* _DIRECTIVE_: Go through the material below and copy all lines with "components".

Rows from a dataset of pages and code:
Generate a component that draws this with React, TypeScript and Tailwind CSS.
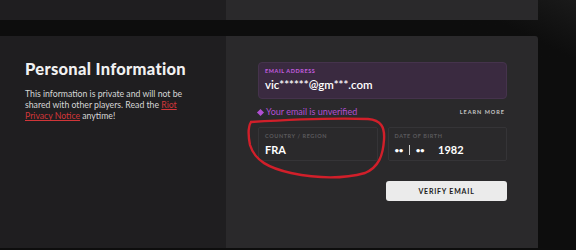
import React from 'react';

const font = { fontFamily: 'Lato, "Noto Sans", sans-serif' };

const ScribbleCircle = () => (
  <svg className="absolute left-[243px] top-[115px] pointer-events-none" width="148" height="66" viewBox="0 0 148 66" fill="none">
    <path
      d="M8 7 C40 5, 95 3, 125 4 C138 5, 142 12, 141 25 C140 40, 136 52, 122 58 C100 64, 72 63, 48 58 C26 53, 12 46, 7 30 C5 20, 5 12, 8 7"
      stroke="#d11f2a"
      strokeWidth="2.4"
      strokeLinecap="round"
    />
  </svg>
);

const Field = ({ label, children }: { label: string; children: React.ReactNode }) => (
  <div className="flex-1 h-[34px] border border-[#353437] rounded-[2px] px-[6px] pt-[4px]">
    <div className="text-[5.5px] font-bold tracking-[0.6px] text-[#5b5a5d] leading-[8px]">{label}</div>
    <div className="mt-[4px] text-[11px] font-bold text-white leading-[12px]">{children}</div>
  </div>
);

export default function App() {
  return (
    <div
      className="relative w-[576px] h-[250px] overflow-hidden bg-[#0d0d0d]"
      style={font}
    >
      <div className="absolute right-0 top-0 w-[120px] h-[60px] bg-gradient-to-bl from-[#1a1a1a] via-[#0d0d0d] to-[#0d0d0d] pointer-events-none" />
      <div className="relative flex w-[538px] h-[20px]">
        <div className="w-[226px] bg-[#1f1e20]" />
        <div className="flex-1 bg-[#2a292b]" />
      </div>

      <div className="relative mt-[16px] flex w-[538px] h-[212px] rounded-tr-[3px] overflow-hidden">
        <div className="w-[226px] bg-[#1f1e20] pl-[25px] pt-[24px]">
          <h2 className="text-[16.5px] font-black text-[#f1f1f1] leading-[18px] tracking-[0.3px]">Personal Information</h2>
          <p className="mt-[10px] w-[172px] text-[8.7px] leading-[11px] text-[#d6d6d6]">
            This information is private and will not be shared with other players. Read the{' '}
            <span className="text-[#d13639] underline">Riot Privacy Notice</span> anytime!
          </p>
        </div>

        <div className="flex-1 bg-[#2a292b] pl-[32px] pr-[31px] pt-[26px]">
          <div className="h-[37px] rounded-[4px] bg-[#3a2a40] border border-[#45334c] px-[6px] pt-[5px]">
            <div className="text-[5.5px] font-bold tracking-[0.6px] text-[#c75ee0] leading-[7px]">EMAIL ADDRESS</div>
            <div className="mt-[3px] text-[11.5px] font-semibold text-white leading-[14px]">vic******@gm***.com</div>
          </div>

          <div className="mt-[7px] flex items-center justify-between">
            <div className="flex items-center gap-[3px] text-[9px] text-[#b14fd2] leading-[12px]">
              <span className="inline-block w-[5px] h-[5px] rotate-45 bg-[#b14fd2]" />
              <span>Your email is unverified</span>
            </div>
            <div className="text-[5.5px] font-bold tracking-[1px] text-[#c5c5c5] pr-[2px]">LEARN MORE</div>
          </div>

          <div className="mt-[9px] flex gap-[10px]">
            <Field label="COUNTRY / REGION">FRA</Field>
            <Field label="DATE OF BIRTH">
              <span className="flex items-center">
                <span className="text-[8px] tracking-[-0.5px]">••</span>
                <span className="mx-[6px] w-px h-[10px] bg-[#d0d0d0]" />
                <span className="text-[8px] tracking-[-0.5px]">••</span>
                <span className="ml-[14px]">1982</span>
              </span>
            </Field>
          </div>

          <div className="mt-[20px] flex justify-end">
            <button className="w-[121px] h-[20px] rounded-[3px] bg-[#ebebeb] text-[7px] font-bold tracking-[0.8px] text-[#1a1a1a]">
              VERIFY EMAIL
            </button>
          </div>
        </div>
      </div>

      <ScribbleCircle />
    </div>
  );
}
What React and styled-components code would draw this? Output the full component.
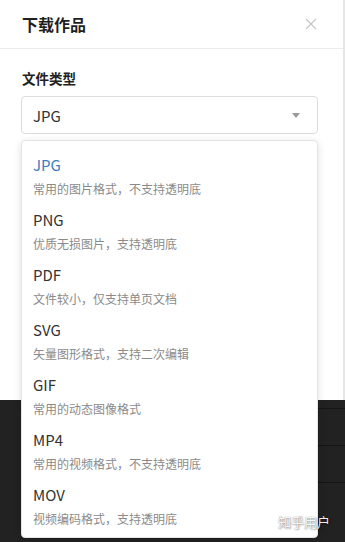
import React from "react";
import styled, { createGlobalStyle } from "styled-components";

const Global = createGlobalStyle`
  html, body { margin: 0; padding: 0; }
  body {
    background: #222222;
    font-family: "Noto Sans CJK SC", "Noto Sans", sans-serif;
    width: 345px;
    height: 542px;
    overflow: hidden;
  }
`;

const Page = styled.div`
  position: relative;
  width: 345px;
  height: 542px;
  display: flex;
  flex-direction: column;
  background: #222222;
`;

const Modal = styled.div`
  width: 343px;
  height: 400px;
  background: #fff;
  border-right: 2px solid #e6e6e6;
  display: flex;
  flex-direction: column;
  flex-shrink: 0;
`;

const Header = styled.div`
  height: 48px;
  border-bottom: 1px solid #ececec;
  display: flex;
  align-items: center;
  justify-content: space-between;
  padding: 0 25px 0 22px;
`;

const Title = styled.div`
  font-size: 16px;
  font-weight: 700;
  color: #1f1f1f;
`;

const Close = styled.button`
  border: none;
  background: none;
  padding: 0;
  width: 14px;
  height: 14px;
  display: flex;
  align-items: center;
  justify-content: center;
  cursor: pointer;
`;

const Body = styled.div`
  padding: 19px 25px 0 21px;
  display: flex;
  flex-direction: column;
`;

const Label = styled.div`
  font-size: 13.5px;
  line-height: 20px;
  font-weight: 700;
  color: #222;
  padding-left: 1px;
  margin-bottom: 8px;
`;

const Select = styled.div`
  height: 38px;
  box-sizing: border-box;
  border: 1px solid #dcdcdc;
  border-radius: 4px;
  display: flex;
  align-items: center;
  justify-content: space-between;
  padding: 0 17px 0 11px;
  font-size: 15px;
  color: #333;
`;

const Rows = styled.div`
  flex: 1;
  display: flex;
  flex-direction: column;
  padding-top: 8px;
  padding-left: 20px;
`;

const DarkRow = styled.div`
  height: 36px;
  border-top: 1px solid #151515;
`;

const Dropdown = styled.ul`
  position: absolute;
  left: 21px;
  top: 140px;
  width: 297px;
  height: 398px;
  box-sizing: border-box;
  margin: 0;
  padding: 6px 0 5px;
  list-style: none;
  background: #fff;
  border: 1px solid #e4e4e4;
  border-radius: 4px;
  box-shadow: 0 2px 8px rgba(0, 0, 0, 0.12);
`;

const Item = styled.li`
  padding: 6px 11px 5px;
  height: 55px;
  box-sizing: border-box;
`;

const ItemName = styled.div`
  font-size: 15px;
  line-height: 24px;
  color: ${(p) => (p.$active ? "#3a7cc1" : "#333")};
`;

const ItemDesc = styled.div`
  font-size: 12px;
  line-height: 20px;
  margin-top: 2px;
  color: #8a8a8a;
`;

const Watermark = styled.div`
  position: absolute;
  left: 278px;
  top: 513px;
  font-size: 13px;
  line-height: 18px;
  color: rgba(255, 255, 255, 0.95);
  text-shadow: 0 0 1px rgba(0, 0, 0, 0.5), 1px 1px 2px rgba(0, 0, 0, 0.35);
`;

const options = [
  ["JPG", "常用的图片格式，不支持透明底"],
  ["PNG", "优质无损图片，支持透明底"],
  ["PDF", "文件较小，仅支持单页文档"],
  ["SVG", "矢量图形格式，支持二次编辑"],
  ["GIF", "常用的动态图像格式"],
  ["MP4", "常用的视频格式，不支持透明底"],
  ["MOV", "视频编码格式，支持透明底"],
];

export default function App() {
  return (
    <>
      <Global />
      <Page>
        <Modal>
          <Header>
            <Title>下载作品</Title>
            <Close aria-label="关闭">
              <svg width="12" height="12" viewBox="0 0 12 12">
                <path d="M1 1L11 11M11 1L1 11" stroke="#c4c4c4" strokeWidth="1.1" fill="none" />
              </svg>
            </Close>
          </Header>
          <Body>
            <Label>文件类型</Label>
            <Select>
              <span>JPG</span>
              <svg width="8" height="5" viewBox="0 0 8 5">
                <path d="M0 0H8L4 5Z" fill="#9a9a9a" />
              </svg>
            </Select>
          </Body>
        </Modal>
        <Rows>
          <DarkRow />
          <DarkRow />
          <DarkRow />
        </Rows>
        <Dropdown>
          {options.map(([name, desc], i) => (
            <Item key={name}>
              <ItemName $active={i === 0}>{name}</ItemName>
              <ItemDesc>{desc}</ItemDesc>
            </Item>
          ))}
        </Dropdown>
        <Watermark>知乎用户</Watermark>
      </Page>
    </>
  );
}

* _THE RESPONSE_:
What React and styled-components code would draw this? Output the full component.
import styled, { createGlobalStyle } from "styled-components";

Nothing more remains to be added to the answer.